In 1986, road crews repairing 30-year-old pavement on the route between Caracas and its airport spotted a 50-yard smudge of greasy black gunk. It looked like chewed bubble gum, made the road slick as ice, and swelled in hot, wet weather, then shrank when things turned cold and dry. By 1992, the goo — locals call it La Mancha Negra, the Black Stain — had been blamed for around 1,800 deaths on that airport road.

Nobody has figured out what it is. President Carlos Andrés Pérez brought in specialists from the U.S., Canada, and Europe in 1991. The Venezuelan Ministry of Transport eventually called the stuff a slurry of dust, oil, organic gunk, and synthetic compounds. Another analysis called it used engine oil cut with corrosive brake fluid. The leading guess blames thousands of leaky old cars dripping fluids that bond with the asphalt in the heat. Other theories floated raw sewage from hillside slums and bad asphalt sweating oil.
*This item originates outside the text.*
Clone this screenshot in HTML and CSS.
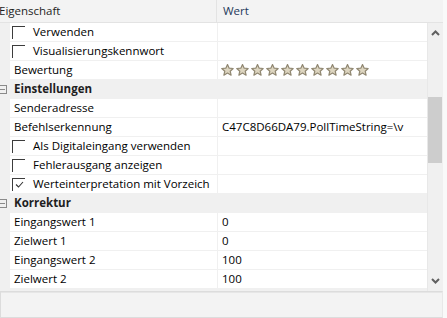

Cleanup ran through every trick the city could think of. Pressurized water did nothing. Detergent scrubbing failed. Crews ripped up the road and resurfaced it, and the goo came back. They dumped pulverized limestone, which kicked up choking dust. Imported German equipment worked for a while, then stopped working.

The political accusations are almost as strange. In 1992, Pérez's opponents were accused of dumping oil to embarrass him. In 2001, when the stain reappeared on five Caracas avenues, including Baralt and Urdaneta, the chavista mayor Freddy Bernal claimed the opposition was paying homeless people to smear the goo around at night with plastic sacks.